Eugene Peterson was the first, in his book, to point me to what it means to develop an imagination for your career– for your vocation– for who you are. That helped me to see that what I got [at Iliff]… isn’t so easily boxed, I had to have an imagination for people too. It’s not this nice, neat box. I had to shape and form it. I had to be more patient to see that seed sprout and bloom in people’s lives.
Fredrickson refined his imagination while serving as youth pastor in Anaheim, California.
Best example is when I left [Iliff], I went to Anaheim United Methodist Church in California. They had a man there named Bob [not his real name], a classic blue-collar white mechanic.
Anaheim is Hispanic 90% Latino/Latina. The white flight from the neighborhood is huge in Southern California. Anaheim had been this stalwart in the 70’s but then everyone had moved away. The church had to face questions of diversity and what they were going to do.

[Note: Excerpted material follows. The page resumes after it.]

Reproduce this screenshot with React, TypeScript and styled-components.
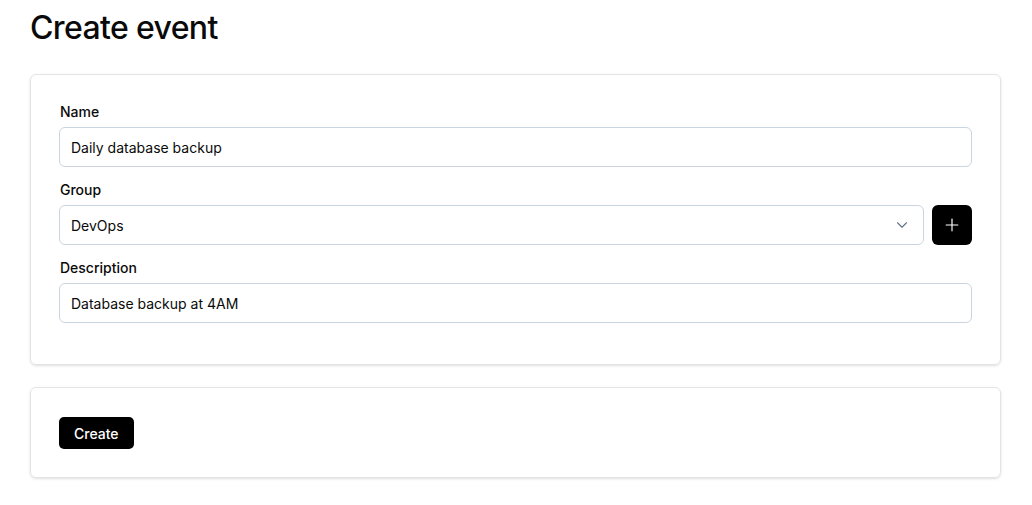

Bob had lived in that neighborhood his entire life. He lived in the same house for 60 years. He had language that was super abrasive to me.
When I heard Bob’s language, I was faced with this pastoral imagination question right away. It was kind of like, Iliff taught me that you ought not say those things and my mom taught me that you shouldn’t say those things.

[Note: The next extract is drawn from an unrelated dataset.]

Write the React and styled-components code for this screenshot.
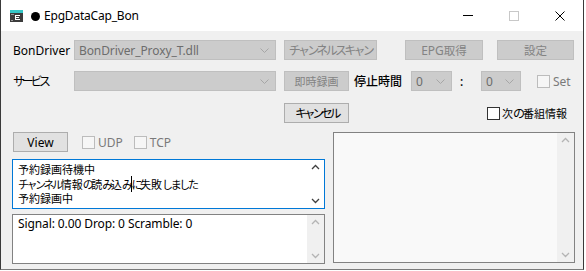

But the irony of Bob is that he listened to my sermons. He still showed up every week. I was mystified by him. I would think– we’re not on the same team.
Along those same lines, every time, four years in a row, I would take [the youth] on the Sierra Service Project where we served the elderly on Native American reservations. It’s such a wonderful educational experience because you don’t realize that there are pockets of America that are like Third World countries. The young people in the Shoshone tribes are able to move and get jobs but the elderly have to remain. They have terrible living conditions.
I brought the youth and we were able to do things like patch roofs that are raining in their living rooms and make handicap accessible ramps. This is when teenagers are able to see for the first time, here is the really ugly/beauty of the world.
Well, Bob was so concerned about us going every year. I would often think, “What’s going on in you? Don’t you realize that we’re ruining these kids for the rest of their lives [by making sure everyone can participate in this project]?”
That’s what good churches do, you know. We ruin people to see the world in all of its ugly multifaceted dimensions.
Bob would not only make sure that people who wanted to go would be able to go, he would pay large sums of cash for them to go and he didn’t have large sums of cash. He would also make sure that we had enough money to be able to get ice cream on the trip.
So that’s pastoral imagination. In my example, we don’t often get insight and understanding into spiritual formation inside human souls.
I don’t know what it’s like to be a mechanic for 40 years and hear a young pastor tell him he needs to stop his world view. But then something is growing in him– that mystery of that kingdom– that mystery of that love divine. Then he can say, “Even though my language is stuck and caught and all in tension with itself, my actions are bursting forward into something new and wonderful and beautiful.”
So, this makes me think, what if this is the nature of the world? This tension within us. This garden that wants to grow out of us us. But we pastors have to be patient because we can’t see it. We need to have an imagination that they may not speak “Iliffian” but that the tools you gain here can help you to sow those seeds and see them grow in real and powerful ways.
Pastoral imagination is huge. But you have to hold it playfully because in my twenties, I was so serious. I am going to change the world but no– then, I came to realize that changing myself is enough.